My friend and artist Daniel Ahearn invited me to be a part of projects such as Hot Girls Wanted, the Netflix documentary produced by Rashida Jones, and the film The Ever After, directed by Mark Webber, for which he and Moby wrote the score. I collaborated with Gambles (Matthew Daniel Siskin) on the complete production of his project Vicious Times, where I pushed both his and my own boundaries to create something brutally honest. If I had to pick a project that helped transform my life, that would be it—he gave me the freedom to be myself and I was able to find my own voice throughout that journey. In 2015, I helped run and rebrand Emancipator’s label Loci Records and we reached the iTunes top charts and Reddit’s front page together. Last year, I was the creative producer for Sun Glitters’ film It Will Be Forever and its digital production—another project where I pushed both the artist and myself to create in a way we never had before. He would also become one of the first artists to fully and publicly acknowledge my role and contributions (thank you, Victor Ferriera). I brought to digital life my friend Liana Kegley’s Cosmic Vagina world for her mind-bending album Subterranean Penetration. Liana is an incredible artist and visionary who wants to use music as a form of healing (she also does amazing things at Totokaelo in Seattle). And I currently work with many artists in various roles, including award-winning musician Arnór Dan and multi-instrumentalist Stèv, one of Italy’s most innovative artists.

Vicious Times

From Vicious Times, courtesy of Gambles.

In conversation with Love

I feel lost, all I see is darkness. Destruction. Lives ruined. An environment dying. The world I once knew is lost. People, lost in all the wrong things. And in themselves. Superficially, as they clutch onto their masks ever so tightly.

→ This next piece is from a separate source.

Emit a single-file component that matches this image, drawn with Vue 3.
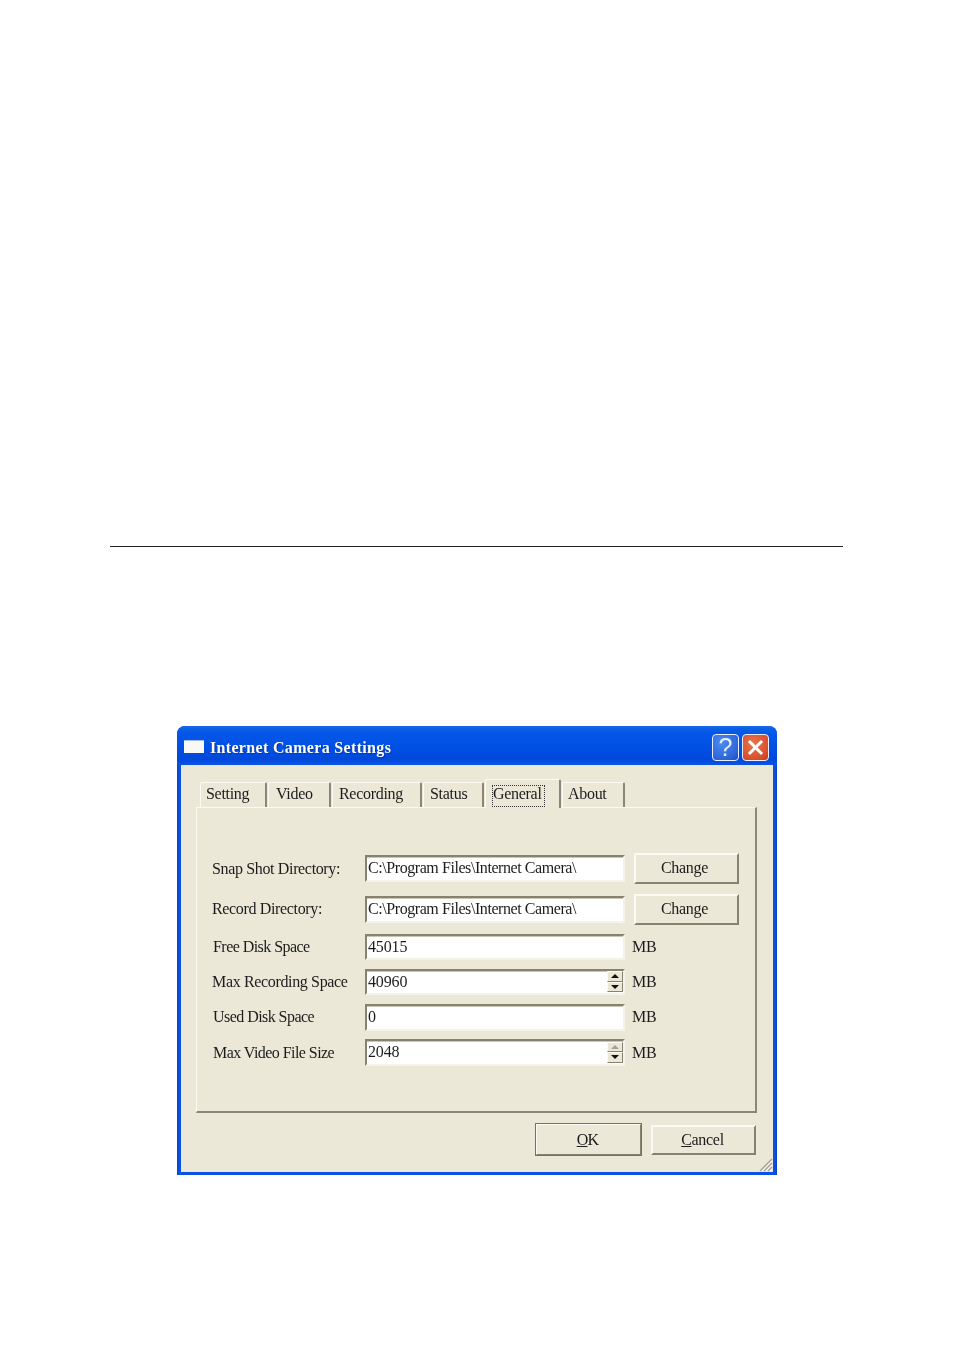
<script setup>
const tabs = [
  { name: 'Setting', w: 67, gap: 1, pad: 5 },
  { name: 'Video', w: 63, gap: 1, pad: 7 },
  { name: 'Recording', w: 90, gap: 1, pad: 6 },
  { name: 'Status', w: 61, gap: 1, pad: 6 },
  { name: 'General', w: 76, gap: 1, pad: 6, active: true },
  { name: 'About', w: 63, gap: 0, pad: 5 }
]
const rows = [
  { label: 'Snap Shot Directory:', value: 'C:\\Program Files\\Internet Camera\\', button: true, h: 27, path: true },
  { label: 'Record Directory:', value: 'C:\\Program Files\\Internet Camera\\', button: true, h: 27, path: true },
  { label: 'Free Disk Space', value: '45015', unit: 'MB', h: 26, tight: true },
  { label: 'Max Recording Space', value: '40960', unit: 'MB', spin: true, h: 26 },
  { label: 'Used Disk Space', value: '0', unit: 'MB', h: 27, tight: true },
  { label: 'Max Video File Size', value: '2048', unit: 'MB', spin: true, atMax: true, h: 27, tight: true }
]
</script>

<template>
  <div class="page">
    <div class="rule"></div>
    <section class="window">
      <header class="titlebar">
        <span class="app-icon"></span>
        <span class="title">Internet Camera Settings</span>
        <button class="cap help">?</button>
        <button class="cap close">
          <svg width="17" height="17" viewBox="0 0 17 17"><path d="M3 3 L14 14 M14 3 L3 14" stroke="#fff" stroke-width="3" stroke-linecap="square"/></svg>
        </button>
      </header>
      <div class="client">
        <nav class="tabs">
          <div
            v-for="t in tabs"
            :key="t.name"
            class="tab"
            :class="{ active: t.active }"
            :style="{ width: t.w + 'px', marginRight: t.gap + 'px', paddingLeft: t.pad + 'px' }"
          >
            <span class="tab-label">{{ t.name }}</span>
          </div>
        </nav>
        <div class="panel">
          <div class="form">
            <template v-for="r in rows" :key="r.label">
              <label class="lbl" :class="{ tight: r.tight }">{{ r.label }}</label>
              <div class="field" :style="{ height: r.h + 'px' }">
                <span class="val" :class="{ path: r.path }">{{ r.value }}</span>
                <span v-if="r.spin" class="spin">
                  <span class="step"><span class="arrow up" :class="{ off: r.atMax }"></span></span>
                  <span class="step"><span class="arrow down"></span></span>
                </span>
              </div>
              <button v-if="r.button" class="btn change">Change</button>
              <span v-else class="unit">{{ r.unit }}</span>
            </template>
          </div>
        </div>
        <footer class="actions">
          <button class="btn ok"><u>O</u>K</button>
          <button class="btn cancel"><u>C</u>ancel</button>
        </footer>
        <svg class="grip" width="16" height="16" viewBox="0 0 16 16">
          <path d="M15 3 L3 15 M15 7 L7 15 M15 11 L11 15" stroke="#a5a294" stroke-width="1.4" fill="none"/>
          <path d="M15 5 L5 15 M15 9 L9 15 M15 13 L13 15" stroke="#fff" stroke-width="1" fill="none"/>
        </svg>
      </div>
    </section>
  </div>
</template>

<style scoped>
.page {
  width: 954px;
  height: 1350px;
  background: #fff;
  padding-top: 546px;
  box-sizing: border-box;
  overflow: hidden;
  font-family: "Liberation Serif", serif;
  color: #1c1c1c;
}
.rule {
  width: 733px;
  height: 1px;
  margin-left: 110px;
  background: #222;
}
.window {
  width: 600px;
  height: 449px;
  margin: 179px 0 0 177px;
  box-sizing: border-box;
  border-radius: 8px 8px 0 0;
  background: linear-gradient(90deg, #0a3ec4 0, #0a52e4 2px, #0a52e4 598px, #0a3ec4 100%);
  filter: blur(0.45px);
  display: flex;
  flex-direction: column;
}
.titlebar {
  height: 39px;
  flex: none;
  box-sizing: border-box;
  padding: 8px 8px 0 7px;
  display: flex;
  align-items: flex-start;
  border-radius: 8px 8px 0 0;
  background: linear-gradient(#1a6ae6 0, #0a5ee6 8%, #0456e8 20%, #0050e4 55%, #0048dc 85%, #0a55e4 100%);
}
.app-icon {
  width: 20px;
  height: 13px;
  margin-top: 6px;
  background: #f8f8f4;
  border-top: 1px solid #9fc0ee;
  box-sizing: border-box;
}
.title {
  margin-left: 6px;
  margin-top: 4px;
  font-size: 16px;
  line-height: 20px;
  font-weight: bold;
  letter-spacing: 0.33px;
  color: #fff;
  flex: 1;
  text-shadow: 1px 1px 0 #0a3aa8;
}
.cap {
  width: 27px;
  height: 27px;
  padding: 0;
  box-sizing: border-box;
  border: 1px solid #e8eefc;
  border-radius: 4px;
  display: flex;
  align-items: center;
  justify-content: center;
}
.help {
  background: radial-gradient(circle at 35% 30%, #4d8cf0, #2a62d8 75%, #1a48b8);
  color: #e6eeff;
  font: normal 25px "Liberation Sans", sans-serif;
  margin-right: 3px;
}
.close {
  background: radial-gradient(circle at 40% 35%, #e8764e, #d84c28 75%, #b83a18);
}
.client {
  flex: 1;
  margin: 0 4px 3px 4px;
  padding: 14px 15px 0 15px;
  background: #ebe8d8;
  position: relative;
  box-sizing: border-box;
}
.tabs {
  display: flex;
  align-items: flex-end;
  height: 28px;
  padding-left: 4px;
  position: relative;
  z-index: 1;
}
.tab {
  height: 25px;
  flex: none;
  box-sizing: border-box;
  border-top: 1px solid #fbfaf3;
  border-left: 1px solid #fbfaf3;
  border-right: 2px solid #8a8778;
  border-radius: 2px 2px 0 0;
  background: #ebe8d8;
  font-size: 16px;
  line-height: 22px;
  letter-spacing: -0.3px;
  white-space: nowrap;
}
.tab.active {
  height: 29px;
  margin-bottom: -1px;
  padding-top: 3px;
}
.tab.active .tab-label {
  display: inline-block;
  height: 22px;
  line-height: 16px;
  border: 1px dotted #333;
  padding: 0 2px 0 0;
  box-sizing: border-box;
}
.panel {
  width: 561px;
  height: 306px;
  box-sizing: border-box;
  border-top: 1px solid #fbfaf3;
  border-left: 1px solid #fbfaf3;
  border-right: 2px solid #8a8778;
  border-bottom: 2px solid #8a8778;
  padding: 45px 0 0 15px;
}
.form {
  display: grid;
  grid-template-columns: 144px 260px 105px;
  grid-template-rows: 31px 32px 26px 26px 26px 27px;
  column-gap: 9px;
  row-gap: 9px;
  align-items: center;
}
.lbl,
.unit {
  font-size: 16px;
  line-height: 20px;
  letter-spacing: -0.35px;
  white-space: nowrap;
}
.lbl.tight {
  letter-spacing: -0.55px;
  padding-left: 1px;
}
.field {
  box-sizing: border-box;
  background: #fff;
  border-top: 2px solid #85826f;
  border-left: 2px solid #85826f;
  border-right: 2px solid #f5f3e9;
  border-bottom: 2px solid #f5f3e9;
  box-shadow: inset 0 1px 0 #c9c6b6;
  display: flex;
  align-items: center;
  justify-content: space-between;
  font-size: 16px;
  padding: 0 0 1px 1px;
  width: 260px;
}
.val {
  white-space: nowrap;
  letter-spacing: -0.15px;
}
.val.path {
  letter-spacing: -0.43px;
}
.spin {
  width: 16px;
  height: 21px;
  display: flex;
  flex-direction: column;
}
.step {
  flex: 1;
  box-sizing: border-box;
  background: #ebe8d8;
  border-top: 1px solid #fbfaf3;
  border-left: 1px solid #fbfaf3;
  border-right: 1px solid #85826f;
  border-bottom: 1px solid #85826f;
  display: flex;
  align-items: center;
  justify-content: center;
}
.arrow {
  width: 0;
  height: 0;
  border-left: 4px solid transparent;
  border-right: 4px solid transparent;
}
.arrow.up {
  border-bottom: 4px solid #111;
}
.arrow.up.off {
  border-bottom-color: #a5a294;
}
.arrow.down {
  border-top: 4px solid #111;
}
.btn {
  box-sizing: border-box;
  background: #ebe8d8;
  border-top: 2px solid #fbfaf3;
  border-left: 2px solid #fbfaf3;
  border-right: 2px solid #85826f;
  border-bottom: 2px solid #85826f;
  font-family: "Liberation Serif", serif;
  font-size: 16px;
  letter-spacing: -0.3px;
  color: #1c1c1c;
  padding: 0;
}
.change {
  width: 105px;
  height: 31px;
  padding: 0 4px 1px 0;
}
.unit {
  margin-left: -2px;
}
.actions {
  display: flex;
  align-items: center;
  margin-top: 10px;
  padding-left: 339px;
}
.ok {
  width: 107px;
  height: 33px;
  letter-spacing: -0.8px;
  padding-right: 2px;
  outline: 1px solid #75725f;
  outline-offset: -1px;
}
.cancel {
  width: 105px;
  height: 30px;
  margin-left: 9px;
  padding-right: 2px;
}
.grip {
  position: absolute;
  right: 0;
  bottom: 0;
}
</style>

<style>
html, body { margin: 0; background: #fff; }
</style>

‘What is the point?’ I ask myself. ‘Why do I continue to put myself through this?’ The dreams I had to change the world seem to have evaporated—like the dying oceans and the melting ice-caps of the arctic—disappearing from my view.

‘How naïve,’ I tell myself, ‘to think I could really make a positive dent in this mess.’

My head continues to tell me that I’m powerless, that I should settle for what is and to give up hope because there is none to be found. My vision focuses on the pills by my side. ‘There is no life!’ . It all feels over, I’m only keeping myself on life support. ‘And for what?’ I ask myself continuously. I begin to slip more, and the world only grows darker. I have given up—on everything, on myself. I’m fading.

But as I lay down, two of my cats jump on the bed. ‘How incredible’ I think, ‘to live in the moment and not worry about what tomorrow may bring.’ As I watched these two tiny beings jump around on my bed, I feel something I had almost forgotten: Love. Tears begin to roll down on my face as I observe their affection. It’s unquestioned, unconditional.

Nothing is wrong. Everything is right. I am alive. What I feel inside, lives. The crushing pain exists but so does this light inside of me that refuses to go out. All it takes is a reminder to help me remember, that it is still here. She wants to radiate. The rest does not matter. Come what may.

Suddenly, I hear a voice. ‘You’re a little particle of me, keeping everything in balance’ the Universe spoke. ‘Why would you be here if there was no reason for you to exist?’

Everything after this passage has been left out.